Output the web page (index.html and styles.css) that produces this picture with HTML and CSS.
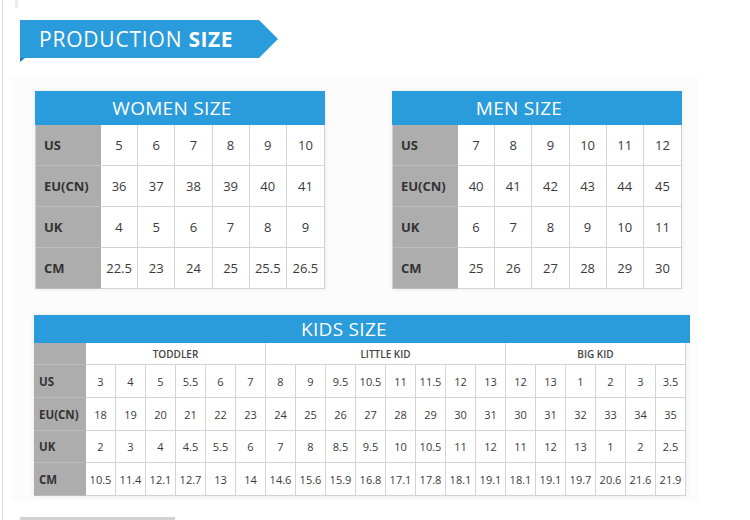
FILE: index.html
```html
<!DOCTYPE html>
<html>
<head>
<meta charset="utf-8">
<link rel="stylesheet" href="styles.css">
</head>
<body>
<div class="page">
  <div class="banner">
    <div class="banner-body">PRODUCTION <b>SIZE</b></div>
    <div class="banner-tip"></div>
  </div>

  <div class="panel">
    <div class="adult-row">
      <div class="card card-women">
        <div class="card-head head-women">WOMEN SIZE</div>
        <div class="grid adult-grid">
          <div class="lab">US</div><div>5</div><div>6</div><div>7</div><div>8</div><div>9</div><div>10</div>
          <div class="lab">EU(CN)</div><div>36</div><div>37</div><div>38</div><div>39</div><div>40</div><div>41</div>
          <div class="lab">UK</div><div>4</div><div>5</div><div>6</div><div>7</div><div>8</div><div>9</div>
          <div class="lab">CM</div><div>22.5</div><div>23</div><div>24</div><div>25</div><div>25.5</div><div>26.5</div>
        </div>
      </div>
      <div class="card card-men">
        <div class="card-head head-men">MEN SIZE</div>
        <div class="grid adult-grid">
          <div class="lab">US</div><div>7</div><div>8</div><div>9</div><div>10</div><div>11</div><div>12</div>
          <div class="lab">EU(CN)</div><div>40</div><div>41</div><div>42</div><div>43</div><div>44</div><div>45</div>
          <div class="lab">UK</div><div>6</div><div>7</div><div>8</div><div>9</div><div>10</div><div>11</div>
          <div class="lab">CM</div><div>25</div><div>26</div><div>27</div><div>28</div><div>29</div><div>30</div>
        </div>
      </div>
    </div>

    <div class="card card-kids">
      <div class="card-head head-kids">KIDS SIZE</div>
      <div class="grid kids-grid">
        <div class="lab"></div><div class="grp g6">TODDLER</div><div class="grp g8">LITTLE KID</div><div class="grp g6">BIG KID</div>
        <div class="lab">US</div><div>3</div><div>4</div><div>5</div><div>5.5</div><div>6</div><div>7</div><div>8</div><div>9</div><div>9.5</div><div>10.5</div><div>11</div><div>11.5</div><div>12</div><div>13</div><div>12</div><div>13</div><div>1</div><div>2</div><div>3</div><div>3.5</div>
        <div class="lab">EU(CN)</div><div>18</div><div>19</div><div>20</div><div>21</div><div>22</div><div>23</div><div>24</div><div>25</div><div>26</div><div>27</div><div>28</div><div>29</div><div>30</div><div>31</div><div>30</div><div>31</div><div>32</div><div>33</div><div>34</div><div>35</div>
        <div class="lab">UK</div><div>2</div><div>3</div><div>4</div><div>4.5</div><div>5.5</div><div>6</div><div>7</div><div>8</div><div>8.5</div><div>9.5</div><div>10</div><div>10.5</div><div>11</div><div>12</div><div>11</div><div>12</div><div>13</div><div>1</div><div>2</div><div>2.5</div>
        <div class="lab">CM</div><div>10.5</div><div>11.4</div><div>12.1</div><div>12.7</div><div>13</div><div>14</div><div>14.6</div><div>15.6</div><div>15.9</div><div>16.8</div><div>17.1</div><div>17.8</div><div>18.1</div><div>19.1</div><div>18.1</div><div>19.1</div><div>19.7</div><div>20.6</div><div>21.6</div><div>21.9</div>
      </div>
    </div>
  </div>

  <div class="bottom-bar"></div>
</div>
</body>
</html>
```

FILE: styles.css
```css
* { box-sizing: border-box; }
html, body { margin: 0; padding: 0; background: #fff; }
body { font-family: "Open Sans", "Liberation Sans", sans-serif; color: #333; overflow: hidden; }

.page {
  position: relative;
  margin-left: 2px;
  border-left: 1px solid #dedede;
  width: 748px;
  height: 520px;
  padding-top: 20px;
}
.page::before {
  content: "";
  position: absolute;
  left: 12px;
  top: 0;
  width: 3px;
  height: 8px;
  background: #ececec;
}

.banner {
  position: relative;
  display: flex;
  margin-left: 17px;
  height: 38px;
}
.banner::before {
  content: "";
  position: absolute;
  left: 0;
  top: 38px;
  border-top: 4px solid #1f7fb6;
  border-right: 5px solid transparent;
}
.banner-body {
  width: 239px;
  height: 38px;
  background: #2a9bdb;
  color: #fff;
  font-size: 21px;
  line-height: 38px;
  padding-left: 19px;
  letter-spacing: 0.8px;
  white-space: nowrap;
}
.banner-body b { font-weight: 700; letter-spacing: 0.5px; }
.banner-tip {
  width: 0; height: 0;
  border-left: 19px solid #2a9bdb;
  border-top: 19px solid transparent;
  border-bottom: 19px solid transparent;
}

.panel {
  margin-top: 18px;
  margin-left: 8px;
  width: 687px;
  background: #fcfcfc;
  padding: 15px 0 5px 24px;
}
.adult-row { display: flex; gap: 67px; }

.card { box-shadow: 0 0 5px rgba(0,0,0,0.08); background: #fff; }
.card-women, .card-men { width: 290px; }

.card-head {
  height: 34px;
  background: #2a9bdb;
  color: #fff;
  font-size: 19px;
  display: flex;
  align-items: center;
  justify-content: center;
  letter-spacing: 0.3px;
}
.head-women { padding-right: 16px; }
.head-men { padding-right: 36px; }

.grid {
  display: grid;
  border-left: 1px solid #cfcfcf;
  border-right: 1px solid #cfcfcf;
}
.grid > div {
  display: flex;
  align-items: center;
  justify-content: center;
  border-right: 1px solid #d4d4d4;
  border-bottom: 1px solid #d4d4d4;
  color: #3a3a3a;
  font-weight: 500;
  white-space: nowrap;
}
.grid > .lab {
  background: #adadad;
  justify-content: flex-start;
  font-weight: 700;
  color: #333;
  border-right: none;
  border-bottom-color: #bcbcbc;
}

.adult-grid {
  grid-template-columns: 65px repeat(6, 1fr);
  grid-auto-rows: 41px;
  font-size: 13px;
}
.adult-grid > .lab { padding-left: 8px; font-size: 13px; }
.adult-grid > div:nth-child(7n) { border-right: none; }

.card-kids {
  margin-top: 26px;
  margin-left: -1px;
  width: 652px;
}
.head-kids {
  width: 656px;
  height: 28px;
  padding-right: 36px;
}
.kids-grid {
  grid-template-columns: 52px repeat(20, 30px);
  grid-template-rows: 22px 33px 33px 32px 33px;
  font-size: 11px;
  border-left: none;
}
.kids-grid > .lab { padding-left: 5px; font-size: 11.5px; }
.kids-grid > .grp { font-size: 10px; color: #444; font-weight: 600; }
.g6 { grid-column: span 6; }
.g8 { grid-column: span 8; }

.bottom-bar {
  margin-top: 16px;
  margin-left: 17px;
  width: 155px;
  height: 6px;
  background: #d2d2d2;
}
```
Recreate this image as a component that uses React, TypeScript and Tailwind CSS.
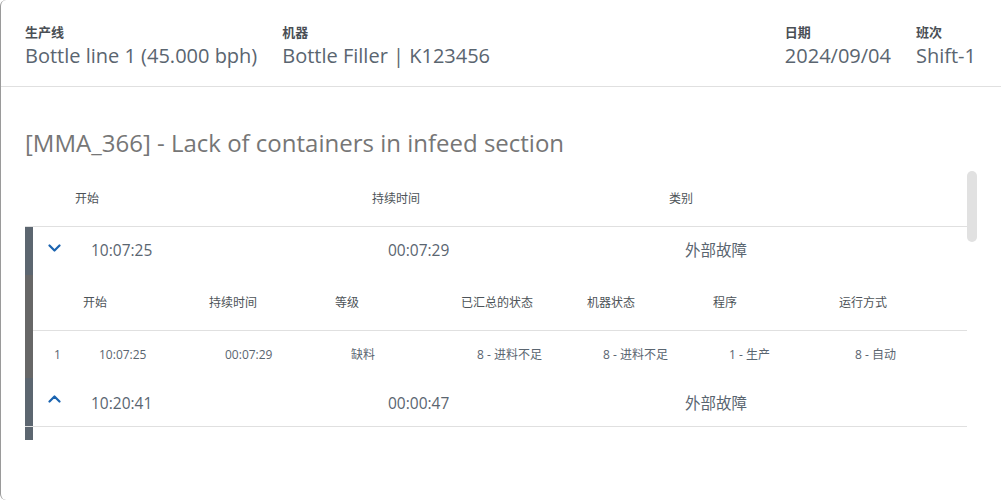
import { type ReactNode } from 'react'

const font = { fontFamily: '"Open Sans", "Noto Sans CJK SC", sans-serif' }

type Detail = {
  idx: string
  start: string
  duration: string
  level: string
  summary: string
  machine: string
  program: string
  mode: string
}

type Stop = {
  start: string
  duration: string
  category: string
  open: boolean
  details?: Detail[]
}

const stops: Stop[] = [
  {
    start: '10:07:25',
    duration: '00:07:29',
    category: '外部故障',
    open: true,
    details: [
      {
        idx: '1',
        start: '10:07:25',
        duration: '00:07:29',
        level: '缺料',
        summary: '8 - 进料不足',
        machine: '8 - 进料不足',
        program: '1 - 生产',
        mode: '8 - 自动',
      },
    ],
  },
  { start: '10:20:41', duration: '00:00:47', category: '外部故障', open: false },
]

function Chevron({ up }: { up?: boolean }) {
  return (
    <svg className="w-[13px] h-[8px] -translate-y-[3px]" viewBox="0 0 13 8" fill="none">
      <path
        d={up ? 'M1.5 6.5 L6.5 1.5 L11.5 6.5' : 'M1.5 1.5 L6.5 6.5 L11.5 1.5'}
        stroke="#1b64b0"
        strokeWidth={2.2}
        strokeLinecap="round"
        strokeLinejoin="round"
      />
    </svg>
  )
}

function InfoField({ label, value }: { label: string; value: ReactNode }) {
  return (
    <div className="flex flex-col">
      <span className="text-[13px] leading-[18px] font-bold text-[#4a4f55]">{label}</span>
      <span className="text-[20px] leading-[28px] mt-[1px] text-[#5a6570] whitespace-nowrap">{value}</span>
    </div>
  )
}

function DetailTable({ rows }: { rows: Detail[] }) {
  const heads = ['开始', '持续时间', '等级', '已汇总的状态', '机器状态', '程序', '运行方式']
  return (
    <div className="flex">
      <div className="w-[8px] bg-[#676767] shrink-0" />
      <div className="flex-1">
        <div className="grid grid-cols-[50px_repeat(7,126px)] h-[56px] items-center border-b border-[#e0e0e0] text-[12px] text-[#4d5358]">
          <span />
          {heads.map(h => (
            <span key={h}>{h}</span>
          ))}
        </div>
        {rows.map(r => (
          <div
            key={r.idx}
            className="grid grid-cols-[50px_repeat(7,126px)] h-[47px] items-center text-[12px] text-[#5a6570]"
          >
            <span className="pl-[21px]">{r.idx}</span>
            <span className="pl-4">{r.start}</span>
            <span className="pl-4">{r.duration}</span>
            <span className="pl-4">{r.level}</span>
            <span className="pl-4">{r.summary}</span>
            <span className="pl-4">{r.machine}</span>
            <span className="pl-4">{r.program}</span>
            <span className="pl-4">{r.mode}</span>
          </div>
        ))}
      </div>
    </div>
  )
}

function StopRow({ stop }: { stop: Stop }) {
  return (
    <div className={stop.open ? '' : 'border-b border-[#e0e0e0]'}>
      <div className="flex h-[48px]">
        <div className="w-[8px] bg-[#5c6670] shrink-0" />
        <div className="w-[42px] flex items-center justify-center">
          <Chevron up={!stop.open} />
        </div>
        <div
          className={`grid grid-cols-[297px_297px_297px] items-center text-[15.5px] text-[#5a6570] ${
            stop.open ? '' : 'pt-[3px]'
          }`}
        >
          <span className="pl-4">{stop.start}</span>
          <span className="pl-4">{stop.duration}</span>
          <span className="pl-4">{stop.category}</span>
        </div>
      </div>
      {stop.open && stop.details && <DetailTable rows={stop.details} />}
    </div>
  )
}

export default function App() {
  return (
    <div
      className="w-[1001px] h-[500px] bg-white border-l border-[#9a9a9a] rounded-l-[6px] overflow-hidden"
      style={font}
    >
      <div className="flex gap-[25px] pl-[24px] pr-[25px] pt-[23px] pb-[16px] border-b border-[#e0e0e0]">
        <InfoField label="生产线" value="Bottle line 1 (45.000 bph)" />
        <InfoField label="机器" value="Bottle Filler | K123456" />
        <div className="flex-1" />
        <InfoField label="日期" value="2024/09/04" />
        <InfoField label="班次" value="Shift-1" />
      </div>

      <h1 className="pl-[24px] mt-[40px] text-[24px] leading-[32px] text-[#767676]">
        [MMA_366] - Lack of containers in infeed section
      </h1>

      <div className="flex pl-[24px] mt-[12px] h-[269px]">
        <div className="w-[942px] overflow-hidden">
          <div className="grid grid-cols-[50px_297px_297px_297px] h-[56px] items-center border-b border-[#e0e0e0] text-[12px] text-[#4d5358]">
            <span />
            <span>开始</span>
            <span>持续时间</span>
            <span>类别</span>
          </div>
          {stops.map(s => (
            <StopRow key={s.start} stop={s} />
          ))}
          {/* next row, scrolled out of view */}
          <div className="flex h-[13px]">
            <div className="w-[8px] bg-[#5c6670]" />
          </div>
        </div>
        <div className="w-[10px]">
          <div className="h-[71px] rounded-full bg-[#e1e1e1]" />
        </div>
      </div>
    </div>
  )
}
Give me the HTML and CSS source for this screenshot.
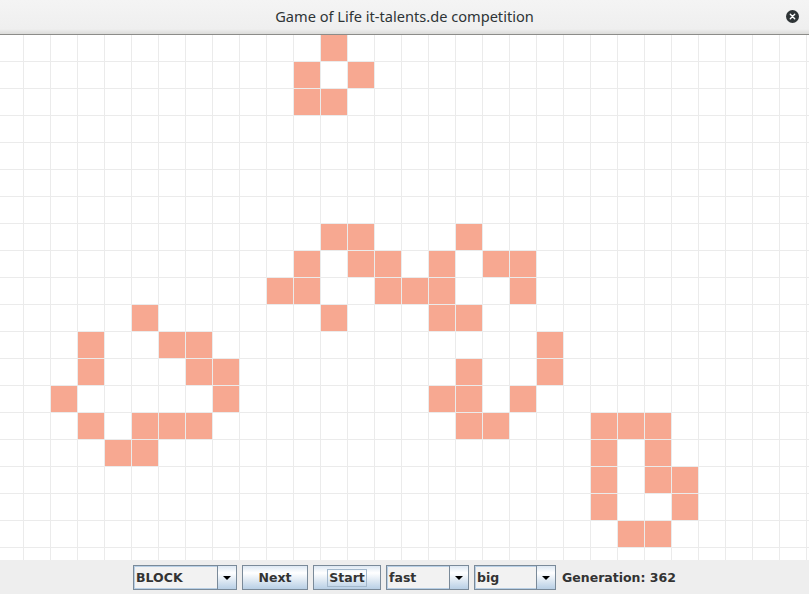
FILE: index.html
```html
<!DOCTYPE html>
<html lang="en">
<head>
<meta charset="utf-8">
<title>Game of Life it-talents.de competition</title>
<link rel="stylesheet" href="styles.css">
</head>
<body>
<div class="window">
  <header class="titlebar">
    <span class="title">Game of Life it-talents.de competition</span>
    <span class="close" aria-label="Close">
      <svg width="13" height="13" viewBox="0 0 13 13"><circle cx="6.5" cy="6.5" r="6.5" fill="#2e3436"/><path d="M4.3 4.3 L8.7 8.7 M8.7 4.3 L4.3 8.7" stroke="#fff" stroke-width="1.4" stroke-linecap="round"/></svg>
    </span>
  </header>
  <main class="board">
    <div class="cell" style="grid-area:1/13"></div>
    <div class="cell" style="grid-area:2/12"></div>
    <div class="cell" style="grid-area:2/14"></div>
    <div class="cell" style="grid-area:3/12"></div>
    <div class="cell" style="grid-area:3/13"></div>

    <div class="cell" style="grid-area:8/13"></div>
    <div class="cell" style="grid-area:8/14"></div>
    <div class="cell" style="grid-area:8/18"></div>

    <div class="cell" style="grid-area:9/12"></div>
    <div class="cell" style="grid-area:9/14"></div>
    <div class="cell" style="grid-area:9/15"></div>
    <div class="cell" style="grid-area:9/17"></div>
    <div class="cell" style="grid-area:9/19"></div>
    <div class="cell" style="grid-area:9/20"></div>

    <div class="cell" style="grid-area:10/11"></div>
    <div class="cell" style="grid-area:10/12"></div>
    <div class="cell" style="grid-area:10/15"></div>
    <div class="cell" style="grid-area:10/16"></div>
    <div class="cell" style="grid-area:10/17"></div>
    <div class="cell" style="grid-area:10/20"></div>

    <div class="cell" style="grid-area:11/6"></div>
    <div class="cell" style="grid-area:11/13"></div>
    <div class="cell" style="grid-area:11/17"></div>
    <div class="cell" style="grid-area:11/18"></div>

    <div class="cell" style="grid-area:12/4"></div>
    <div class="cell" style="grid-area:12/7"></div>
    <div class="cell" style="grid-area:12/8"></div>
    <div class="cell" style="grid-area:12/21"></div>

    <div class="cell" style="grid-area:13/4"></div>
    <div class="cell" style="grid-area:13/8"></div>
    <div class="cell" style="grid-area:13/9"></div>
    <div class="cell" style="grid-area:13/18"></div>
    <div class="cell" style="grid-area:13/21"></div>

    <div class="cell" style="grid-area:14/3"></div>
    <div class="cell" style="grid-area:14/9"></div>
    <div class="cell" style="grid-area:14/17"></div>
    <div class="cell" style="grid-area:14/18"></div>
    <div class="cell" style="grid-area:14/20"></div>

    <div class="cell" style="grid-area:15/4"></div>
    <div class="cell" style="grid-area:15/6"></div>
    <div class="cell" style="grid-area:15/7"></div>
    <div class="cell" style="grid-area:15/8"></div>
    <div class="cell" style="grid-area:15/18"></div>
    <div class="cell" style="grid-area:15/19"></div>
    <div class="cell" style="grid-area:15/23"></div>
    <div class="cell" style="grid-area:15/24"></div>
    <div class="cell" style="grid-area:15/25"></div>

    <div class="cell" style="grid-area:16/5"></div>
    <div class="cell" style="grid-area:16/6"></div>
    <div class="cell" style="grid-area:16/23"></div>
    <div class="cell" style="grid-area:16/25"></div>

    <div class="cell" style="grid-area:17/23"></div>
    <div class="cell" style="grid-area:17/25"></div>
    <div class="cell" style="grid-area:17/26"></div>

    <div class="cell" style="grid-area:18/23"></div>
    <div class="cell" style="grid-area:18/26"></div>

    <div class="cell" style="grid-area:19/24"></div>
    <div class="cell" style="grid-area:19/25"></div>
  </main>
  <footer class="controls">
    <div class="combo combo-pattern"><span class="combo-value">BLOCK</span><span class="combo-arrow"><span class="arrow"></span></span></div>
    <button class="btn btn-next">Next</button>
    <button class="btn btn-start"><span class="focus">Start</span></button>
    <div class="combo combo-speed"><span class="combo-value">fast</span><span class="combo-arrow"><span class="arrow"></span></span></div>
    <div class="combo combo-size"><span class="combo-value">big</span><span class="combo-arrow"><span class="arrow"></span></span></div>
    <span class="generation">Generation: 362</span>
  </footer>
</div>
</body>
</html>
```
FILE: styles.css
```css
* { box-sizing: border-box; }
html, body { margin: 0; padding: 0; }
body {
  width: 809px;
  height: 594px;
  overflow: hidden;
  background: #eeeeee;
  font-family: "DejaVu Sans", sans-serif;
}
.window {
  display: flex;
  flex-direction: column;
  width: 809px;
  height: 594px;
}
.titlebar {
  height: 35px;
  flex: none;
  display: grid;
  grid-template-columns: 1fr auto 1fr;
  align-items: center;
  background: linear-gradient(#f4f4f4, #efefef 85%, #dcdcda);
  border-bottom: 1px solid #8c8c89;
}
.title {
  grid-column: 2;
  font-family: "Noto Sans", sans-serif;
  font-size: 14.6px;
  color: #2e3436;
  padding-bottom: 2px;
}
.close {
  grid-column: 3;
  justify-self: end;
  margin-right: 10px;
  display: flex;
  padding-bottom: 2px;
}
.board {
  height: 525px;
  flex: none;
  overflow: hidden;
  display: grid;
  grid-template-columns: 23px repeat(30, 26px);
  grid-template-rows: repeat(20, 26px);
  gap: 1px;
  background-color: #ffffff;
  background-image:
    linear-gradient(to right, #ebebeb 1px, transparent 1px),
    linear-gradient(to bottom, #ebebeb 1px, transparent 1px);
  background-size: 27px 27px;
  background-position: 23px 0, 0 26px;
}
.cell {
  background: #f7a891;
}
.controls {
  flex: 1;
  display: flex;
  justify-content: center;
  align-items: flex-start;
  gap: 5px;
  padding-top: 5px;
  background: #eeeeee;
  font-weight: bold;
  font-size: 12.5px;
  color: #333333;
}
.combo {
  height: 25px;
  display: flex;
  border: 1px solid #7a8a99;
  background: #eeeeee;
}
.combo-pattern { width: 104px; }
.combo-speed { width: 83px; }
.combo-size { width: 82px; }
.combo-value {
  flex: 1;
  display: flex;
  align-items: center;
  padding-left: 1px;
  border: 1px solid #b8cfe5;
  border-right: none;
  background: #f2f2f2;
}
.combo-arrow {
  width: 19px;
  display: flex;
  align-items: center;
  justify-content: center;
  border-left: 1px solid #7a8a99;
  background: linear-gradient(#dde8f3, #ffffff 30%, #b8cfe5);
}
.arrow {
  width: 0;
  height: 0;
  border-left: 4px solid transparent;
  border-right: 4px solid transparent;
  border-top: 4px solid #000000;
}
.btn {
  height: 25px;
  padding: 0;
  border: 1px solid #7a8a99;
  background: linear-gradient(#dde8f3, #ffffff 30%, #b8cfe5);
  font: bold 12.5px "DejaVu Sans", sans-serif;
  color: #333333;
  display: flex;
  align-items: center;
  justify-content: center;
}
.btn-next { width: 66px; }
.btn-start { width: 68px; }
.focus {
  border: 1px solid #a3b8cc;
  padding: 1px 1px 1px 1px;
  line-height: 14px;
}
.generation {
  height: 25px;
  display: flex;
  align-items: center;
  padding-left: 1px;
}
```
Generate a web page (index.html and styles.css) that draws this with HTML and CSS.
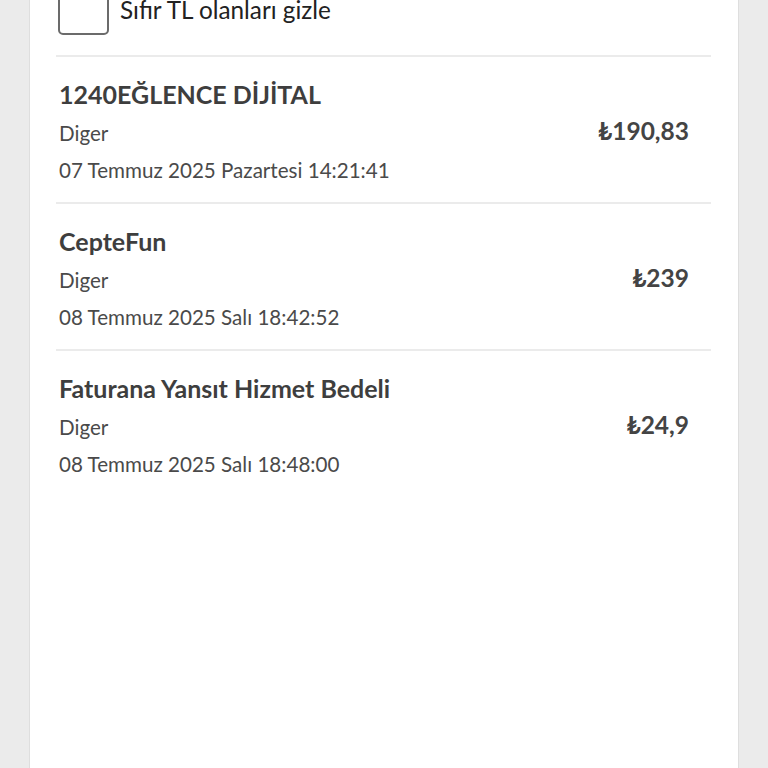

- [YOUR GOAL]: From the material above, copy each line that includes the word "page".

- [FULL OUTPUT]:
Output the web page (index.html and styles.css) that produces this picture with HTML and CSS.
<div class="page">
.page {
.page::before {
Generate a web page (index.html and styles.css) that draws this with HTML and CSS.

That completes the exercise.